Mechanical soup install command will download BeautifulSoup, requests, six, Urllib, and other libraries.
pip install MechanicalSoup
Or, you can download and install the development version from GitHub:
pip install git https://github.com/MechanicalSoup/MechanicalSoup
Or. Installing from source (installs the version in the current working directory):
git clone https://github.com/MechanicalSoup/MechanicalSoup.git
cd MechanicalSoup
python setup.py install
Note: git must be installed to use the above command.
The additional library we are going to install:
pip install wget
Quickstart
Testing our library for any errors
import mechanicalsoup
browser = mechanicalsoup.StatefulBrowser()
url = “http://httpbin.org/”
browser.open(url)
print(browser.get_url())
MechanicaSoup functions Explanation:
- Here first, we imported the mechanical soup library.
- mechanicalsoup.StatefulBrowser() will create a browser object. It is an extension of the browser that stores the browser’s state.
- browser.open() will open the webpage we want in the background and return a response[200] which is a return value of open(). MechanicalSoup uses the requests library to make HTTP requests on websites, so no worries, we are getting such a return output.
- browser.get_url() used to get the URL it uses requests framework too.
- Furthermore, we can do some other things with MechanicalSoup like following the subdomains as follows:
browser.follow_link("forms")
browser.get_url()
On passing regular expressions “forms” to follow_link(), which followed the link whose text matched with the given expression i.e. forms and get_url() will return the new URL.
- Now we are on a new domain http://httpbin.org/forms/post, Let’s extract the page content:
browser.get_current_page()
It will return the current page source code like the beautifulsoup prettify function because get_current_page() is bs4.BeautifulSoup.
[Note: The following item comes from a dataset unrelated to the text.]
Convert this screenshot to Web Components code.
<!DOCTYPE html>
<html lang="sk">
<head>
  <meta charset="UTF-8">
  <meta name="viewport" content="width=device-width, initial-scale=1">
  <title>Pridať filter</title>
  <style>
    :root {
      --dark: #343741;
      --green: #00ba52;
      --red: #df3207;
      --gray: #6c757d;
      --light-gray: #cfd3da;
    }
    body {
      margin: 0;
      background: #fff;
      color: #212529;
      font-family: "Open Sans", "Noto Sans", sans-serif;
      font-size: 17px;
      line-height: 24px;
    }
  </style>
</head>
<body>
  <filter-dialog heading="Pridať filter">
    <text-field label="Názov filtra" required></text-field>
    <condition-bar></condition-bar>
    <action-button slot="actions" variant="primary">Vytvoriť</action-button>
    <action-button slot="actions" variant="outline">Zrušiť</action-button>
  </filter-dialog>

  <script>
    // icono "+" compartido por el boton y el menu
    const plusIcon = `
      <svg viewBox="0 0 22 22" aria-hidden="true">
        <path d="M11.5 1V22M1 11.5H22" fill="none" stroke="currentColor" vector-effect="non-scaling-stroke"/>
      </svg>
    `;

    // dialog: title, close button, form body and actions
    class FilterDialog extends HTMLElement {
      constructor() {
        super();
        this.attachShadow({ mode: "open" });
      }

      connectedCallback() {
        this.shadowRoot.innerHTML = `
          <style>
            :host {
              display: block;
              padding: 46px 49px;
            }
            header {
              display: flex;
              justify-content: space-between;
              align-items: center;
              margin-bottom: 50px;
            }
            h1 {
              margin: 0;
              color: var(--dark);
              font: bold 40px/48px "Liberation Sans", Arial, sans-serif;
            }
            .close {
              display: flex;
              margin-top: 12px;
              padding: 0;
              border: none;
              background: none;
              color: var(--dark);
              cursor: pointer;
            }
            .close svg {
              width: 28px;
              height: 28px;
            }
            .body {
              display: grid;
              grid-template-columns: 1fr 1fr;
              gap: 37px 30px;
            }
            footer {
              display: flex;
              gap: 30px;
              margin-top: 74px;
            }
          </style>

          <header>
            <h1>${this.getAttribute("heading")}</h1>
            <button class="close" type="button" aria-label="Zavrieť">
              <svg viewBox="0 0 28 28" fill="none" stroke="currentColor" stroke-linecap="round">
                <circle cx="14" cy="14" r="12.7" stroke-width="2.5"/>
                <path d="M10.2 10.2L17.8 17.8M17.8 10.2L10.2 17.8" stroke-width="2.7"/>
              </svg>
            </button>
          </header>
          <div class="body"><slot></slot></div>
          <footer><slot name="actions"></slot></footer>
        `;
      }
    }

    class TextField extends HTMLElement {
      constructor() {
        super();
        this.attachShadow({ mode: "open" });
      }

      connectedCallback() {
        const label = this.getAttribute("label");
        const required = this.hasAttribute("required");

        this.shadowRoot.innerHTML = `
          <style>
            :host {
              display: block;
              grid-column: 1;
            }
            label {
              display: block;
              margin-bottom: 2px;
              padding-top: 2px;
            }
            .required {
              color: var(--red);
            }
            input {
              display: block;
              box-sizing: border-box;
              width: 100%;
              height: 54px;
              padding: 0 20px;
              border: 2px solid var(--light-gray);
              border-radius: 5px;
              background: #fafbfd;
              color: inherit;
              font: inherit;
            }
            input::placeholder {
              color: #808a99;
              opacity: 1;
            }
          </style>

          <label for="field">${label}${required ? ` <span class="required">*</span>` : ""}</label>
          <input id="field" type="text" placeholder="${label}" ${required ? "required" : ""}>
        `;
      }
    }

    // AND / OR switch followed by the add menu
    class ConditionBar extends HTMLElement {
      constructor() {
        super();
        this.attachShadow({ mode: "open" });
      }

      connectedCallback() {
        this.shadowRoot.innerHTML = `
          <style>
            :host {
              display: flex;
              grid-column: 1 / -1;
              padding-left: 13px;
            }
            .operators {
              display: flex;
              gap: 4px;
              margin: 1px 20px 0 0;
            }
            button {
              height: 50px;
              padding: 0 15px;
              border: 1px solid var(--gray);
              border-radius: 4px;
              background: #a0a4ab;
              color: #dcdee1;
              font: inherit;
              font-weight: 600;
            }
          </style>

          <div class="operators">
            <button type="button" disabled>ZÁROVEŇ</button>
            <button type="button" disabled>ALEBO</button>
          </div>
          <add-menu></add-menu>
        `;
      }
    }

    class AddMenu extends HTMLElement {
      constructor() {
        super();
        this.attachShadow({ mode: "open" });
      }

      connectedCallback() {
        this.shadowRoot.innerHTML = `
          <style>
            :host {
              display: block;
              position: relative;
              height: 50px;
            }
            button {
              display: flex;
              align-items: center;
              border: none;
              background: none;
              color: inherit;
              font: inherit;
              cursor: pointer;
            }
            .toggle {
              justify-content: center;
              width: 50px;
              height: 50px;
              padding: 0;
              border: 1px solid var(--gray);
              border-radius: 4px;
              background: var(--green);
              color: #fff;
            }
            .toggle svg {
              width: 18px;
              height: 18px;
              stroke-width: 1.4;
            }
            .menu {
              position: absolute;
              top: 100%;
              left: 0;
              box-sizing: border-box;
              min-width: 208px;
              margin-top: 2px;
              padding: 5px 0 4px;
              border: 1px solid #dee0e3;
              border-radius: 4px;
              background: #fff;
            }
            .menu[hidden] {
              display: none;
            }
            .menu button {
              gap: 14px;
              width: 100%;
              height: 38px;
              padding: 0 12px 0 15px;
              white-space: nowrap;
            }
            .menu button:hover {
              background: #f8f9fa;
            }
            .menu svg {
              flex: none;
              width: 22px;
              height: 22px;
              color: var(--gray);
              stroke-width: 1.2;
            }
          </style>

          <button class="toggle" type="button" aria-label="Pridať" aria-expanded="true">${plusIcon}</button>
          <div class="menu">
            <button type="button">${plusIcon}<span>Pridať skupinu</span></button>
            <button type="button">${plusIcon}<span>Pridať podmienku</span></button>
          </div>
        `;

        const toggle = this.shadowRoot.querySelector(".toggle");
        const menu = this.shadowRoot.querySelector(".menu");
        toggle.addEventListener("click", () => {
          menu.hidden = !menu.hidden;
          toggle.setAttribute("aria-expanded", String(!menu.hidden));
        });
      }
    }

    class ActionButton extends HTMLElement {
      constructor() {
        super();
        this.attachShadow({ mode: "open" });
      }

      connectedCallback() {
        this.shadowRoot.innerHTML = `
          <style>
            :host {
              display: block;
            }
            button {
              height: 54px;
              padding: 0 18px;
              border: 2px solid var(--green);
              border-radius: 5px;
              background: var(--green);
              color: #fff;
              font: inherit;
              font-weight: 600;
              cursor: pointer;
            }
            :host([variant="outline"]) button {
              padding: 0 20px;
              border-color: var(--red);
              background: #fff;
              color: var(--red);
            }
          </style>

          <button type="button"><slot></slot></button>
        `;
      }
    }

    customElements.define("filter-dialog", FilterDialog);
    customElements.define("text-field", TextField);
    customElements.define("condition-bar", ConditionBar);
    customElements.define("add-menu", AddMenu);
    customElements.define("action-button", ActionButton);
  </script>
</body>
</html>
MechanicalSoup uses beautiful soup for data extraction.
- You can find any tag by using the following command:
browser.get_current_page().find_all('legend')
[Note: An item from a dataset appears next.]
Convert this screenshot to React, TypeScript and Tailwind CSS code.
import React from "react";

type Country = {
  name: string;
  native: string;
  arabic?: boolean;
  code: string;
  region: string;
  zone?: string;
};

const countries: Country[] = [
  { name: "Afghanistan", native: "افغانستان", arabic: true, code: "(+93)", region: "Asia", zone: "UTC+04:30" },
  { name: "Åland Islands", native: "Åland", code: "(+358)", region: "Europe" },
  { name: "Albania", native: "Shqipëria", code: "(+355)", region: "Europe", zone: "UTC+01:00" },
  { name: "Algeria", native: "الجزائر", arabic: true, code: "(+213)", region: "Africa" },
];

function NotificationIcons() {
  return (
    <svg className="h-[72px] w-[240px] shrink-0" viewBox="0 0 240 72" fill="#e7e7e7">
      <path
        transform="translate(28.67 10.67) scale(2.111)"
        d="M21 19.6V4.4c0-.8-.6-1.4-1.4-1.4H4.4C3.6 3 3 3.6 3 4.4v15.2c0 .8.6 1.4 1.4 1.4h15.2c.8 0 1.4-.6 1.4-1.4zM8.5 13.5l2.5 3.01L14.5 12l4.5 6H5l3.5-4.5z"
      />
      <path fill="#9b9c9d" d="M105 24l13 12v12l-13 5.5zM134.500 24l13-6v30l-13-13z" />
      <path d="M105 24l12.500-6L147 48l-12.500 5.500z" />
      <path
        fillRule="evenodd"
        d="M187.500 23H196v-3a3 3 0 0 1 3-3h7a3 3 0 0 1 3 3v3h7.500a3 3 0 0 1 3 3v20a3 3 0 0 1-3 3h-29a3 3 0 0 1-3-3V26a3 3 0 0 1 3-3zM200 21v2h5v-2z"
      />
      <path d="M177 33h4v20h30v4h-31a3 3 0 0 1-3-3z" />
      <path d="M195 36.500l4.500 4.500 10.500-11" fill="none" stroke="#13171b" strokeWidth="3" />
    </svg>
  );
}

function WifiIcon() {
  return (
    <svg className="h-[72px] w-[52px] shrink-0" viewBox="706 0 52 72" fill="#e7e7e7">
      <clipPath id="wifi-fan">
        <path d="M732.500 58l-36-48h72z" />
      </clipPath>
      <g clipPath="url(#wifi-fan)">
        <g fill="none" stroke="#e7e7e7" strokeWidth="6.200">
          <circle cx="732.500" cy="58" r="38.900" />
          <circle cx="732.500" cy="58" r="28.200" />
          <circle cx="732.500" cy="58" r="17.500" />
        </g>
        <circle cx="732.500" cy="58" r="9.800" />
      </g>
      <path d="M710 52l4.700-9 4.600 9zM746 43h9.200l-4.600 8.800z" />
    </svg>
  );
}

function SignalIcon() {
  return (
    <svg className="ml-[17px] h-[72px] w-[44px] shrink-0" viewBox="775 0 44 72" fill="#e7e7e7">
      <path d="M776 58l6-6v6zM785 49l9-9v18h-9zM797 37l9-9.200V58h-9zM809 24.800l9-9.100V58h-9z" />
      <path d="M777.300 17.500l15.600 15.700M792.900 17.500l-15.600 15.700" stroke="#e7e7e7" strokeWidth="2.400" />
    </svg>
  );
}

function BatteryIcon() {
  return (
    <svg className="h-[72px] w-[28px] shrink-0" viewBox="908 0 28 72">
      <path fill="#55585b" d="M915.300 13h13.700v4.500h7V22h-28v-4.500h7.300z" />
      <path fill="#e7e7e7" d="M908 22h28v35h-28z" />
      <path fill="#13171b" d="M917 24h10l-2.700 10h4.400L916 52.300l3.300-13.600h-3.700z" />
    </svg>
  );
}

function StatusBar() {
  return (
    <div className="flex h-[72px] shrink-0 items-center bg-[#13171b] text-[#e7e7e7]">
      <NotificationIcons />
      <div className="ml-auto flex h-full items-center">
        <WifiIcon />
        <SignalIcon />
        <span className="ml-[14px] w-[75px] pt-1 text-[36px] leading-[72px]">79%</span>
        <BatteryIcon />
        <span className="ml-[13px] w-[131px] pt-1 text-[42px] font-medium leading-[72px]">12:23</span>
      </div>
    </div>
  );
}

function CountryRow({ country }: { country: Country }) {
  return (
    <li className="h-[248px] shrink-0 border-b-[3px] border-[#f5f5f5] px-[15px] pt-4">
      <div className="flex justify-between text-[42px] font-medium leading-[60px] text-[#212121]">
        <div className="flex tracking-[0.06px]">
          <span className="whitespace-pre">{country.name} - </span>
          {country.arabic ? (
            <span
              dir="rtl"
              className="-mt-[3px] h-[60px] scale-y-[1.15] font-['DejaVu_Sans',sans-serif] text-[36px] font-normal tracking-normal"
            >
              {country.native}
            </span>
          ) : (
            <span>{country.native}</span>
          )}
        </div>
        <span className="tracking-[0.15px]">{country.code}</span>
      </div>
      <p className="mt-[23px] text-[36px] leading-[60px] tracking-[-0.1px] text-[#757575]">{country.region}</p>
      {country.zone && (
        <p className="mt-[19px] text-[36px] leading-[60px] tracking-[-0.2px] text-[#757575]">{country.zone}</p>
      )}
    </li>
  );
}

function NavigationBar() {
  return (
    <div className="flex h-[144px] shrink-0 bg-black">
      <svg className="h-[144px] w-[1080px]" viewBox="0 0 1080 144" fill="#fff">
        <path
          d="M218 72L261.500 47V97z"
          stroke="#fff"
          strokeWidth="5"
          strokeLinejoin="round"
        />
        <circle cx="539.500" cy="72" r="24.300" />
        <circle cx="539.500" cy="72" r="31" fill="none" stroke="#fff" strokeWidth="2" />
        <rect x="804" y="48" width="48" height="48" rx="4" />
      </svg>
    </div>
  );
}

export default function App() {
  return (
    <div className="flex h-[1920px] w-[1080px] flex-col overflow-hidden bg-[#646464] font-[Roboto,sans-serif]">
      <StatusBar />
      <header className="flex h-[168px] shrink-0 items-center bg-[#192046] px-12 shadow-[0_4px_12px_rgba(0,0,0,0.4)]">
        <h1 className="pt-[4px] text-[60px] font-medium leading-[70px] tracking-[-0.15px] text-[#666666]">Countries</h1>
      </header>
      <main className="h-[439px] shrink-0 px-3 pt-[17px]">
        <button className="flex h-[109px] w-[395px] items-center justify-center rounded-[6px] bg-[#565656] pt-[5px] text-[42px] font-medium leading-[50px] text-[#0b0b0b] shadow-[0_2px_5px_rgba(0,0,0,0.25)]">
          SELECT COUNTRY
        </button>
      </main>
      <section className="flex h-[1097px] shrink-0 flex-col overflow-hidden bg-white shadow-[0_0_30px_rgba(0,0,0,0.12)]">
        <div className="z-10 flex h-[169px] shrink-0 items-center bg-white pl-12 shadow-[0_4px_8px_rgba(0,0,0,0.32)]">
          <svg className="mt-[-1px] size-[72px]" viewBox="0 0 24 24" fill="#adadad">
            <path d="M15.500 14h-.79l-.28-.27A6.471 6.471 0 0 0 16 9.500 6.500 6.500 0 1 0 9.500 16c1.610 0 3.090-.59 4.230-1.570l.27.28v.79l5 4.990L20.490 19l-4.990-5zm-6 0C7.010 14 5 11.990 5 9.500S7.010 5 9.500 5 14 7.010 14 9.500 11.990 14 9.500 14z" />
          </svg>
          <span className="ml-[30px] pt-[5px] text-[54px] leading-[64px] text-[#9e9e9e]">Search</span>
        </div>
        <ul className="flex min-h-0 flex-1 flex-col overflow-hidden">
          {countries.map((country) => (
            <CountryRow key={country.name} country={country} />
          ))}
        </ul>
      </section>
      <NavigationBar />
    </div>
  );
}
find_all() tag navigate threw the given tag in this case “legend,” and it will exclude the rest of the part from the source code.
- We can also fill the forms and POST request using MechanicalSoup by using the following command:
browser.select_form('form[action="/post"]')
browser.get_current_form().print_summary()
- Here select_form() is a CSS selector, we selected the HTML tag name form and action is /POST.
- print_summary will print all the available form placeholder where we can do post request.
- For filling the form we can use the following commands:
browser["custname"] = "Mohit"
browser["custtel"] = "9081515151"
browser["custemail"] = "mohitmaithani@aol.com"
browser["comments"] = "please make pizza dough more soft"
browser["size"] = "large"
browser["topping"] = "mushroom"
#launch browser
browser.launch_browser()
- browser[“placeholder”]= “text” is used to fill the form.
- browser.launch_browser() will show the realtime result.
Now we have already discussed all the MechanicalSoup essential functions if you need some more information about the API support, you can go here.
Let’s scrape Cats’ images from the internet using MechanicalSoup and create our custom dataset!
It’s a good use-case. The very first step of every data science project is to create or collect data, and then further processing, cleaning, analysis, modeling, and tuning part comes. Now, as we already familiar with essential API, let’s straight jump to code:
- Search cats on Google Images
We are setting the google search query and making it open in the browser with search text cat.
import mechanicalsoup
browser = mechanicalsoup.StatefulBrowser()
url = "https://www.google.com/imghp?hl=en"
browser.open(url)
#get HTML
browser.get_current_page()
#target the search input
browser.select_form()
browser.get_current_form().print_summary()
#search for a term
search_term = 'cat'
browser["q"] = search_term
#submit/"click" search
browser.launch_browser()
response = browser.submit_selected()
print('new url:', browser.get_url())
print('response:\n', response.text[:500])
- Navigate to the new pages and target all the images, it will return the output as URLs list.
#open URL
new_url = browser.get_url()
browser.open(new_url)
#get HTML code
page = browser.get_current_page()
all_images = page.find_all('img')
#target the source attributes of image
image_source = []
for image in all_images:
image = image.get('src')
image_source.append(image)
Image_source[5:25]
- Let’s fix the corrupted URLs
Python startswith function to filter the URLs not having HTTPS
#save cleaned links in "image_source"
image_source = [image for image in image_source if image.startswith('https')]
print(image_source)
- Create a local repo to store cat images.
import os
path = os.getcwd()
path = os.path.join(path, search_term + "s")
#create the directory
os.mkdir(path)
#print path where cats images are going to save
path
- Download using wget
##download wget by uncommenting below line
#pip install wget
##download images
counter = 0
for image in image_source:
save_as = os.path.join(path, search_term + str(counter) + '.jpg')
wget.download(image, save_as)
counter += 1
Output:
A full dataset of cats images in out local computer ready for further data science prediction/analysis. ????
You can find .ipynb(python notebook) here. It contains all the codes used in this tutorial to MechanicalSoup.
Did you notice that MechanicalSoup is a composition of Requests, BeautifulSoup, and also having Selenium realtime browser surfing capabilities?
Final Thoughts
Indeed MechanicalSoup is a powerful multipurpose automation and web scraping tool, as we know; Mechanize is a base library on the basis of which MechanicalSoup has been also created MechanicalSoup is a composition of BeautifulSoup and Requests it can also act like selenium and show us results in a web browser but with lighter processing.
MechanicalSoup is actively maintained by developers, and it is a very popular and easy to use framework.
Projects using MechanicalSoup framework
- PatZilla: modular patent information research platform and data integration toolkit.
- gmusicapi: Unofficial library for Google Music.
- Chamilotools: Chamilotools is a set of tools to interact with a Chamilo server without using your browser.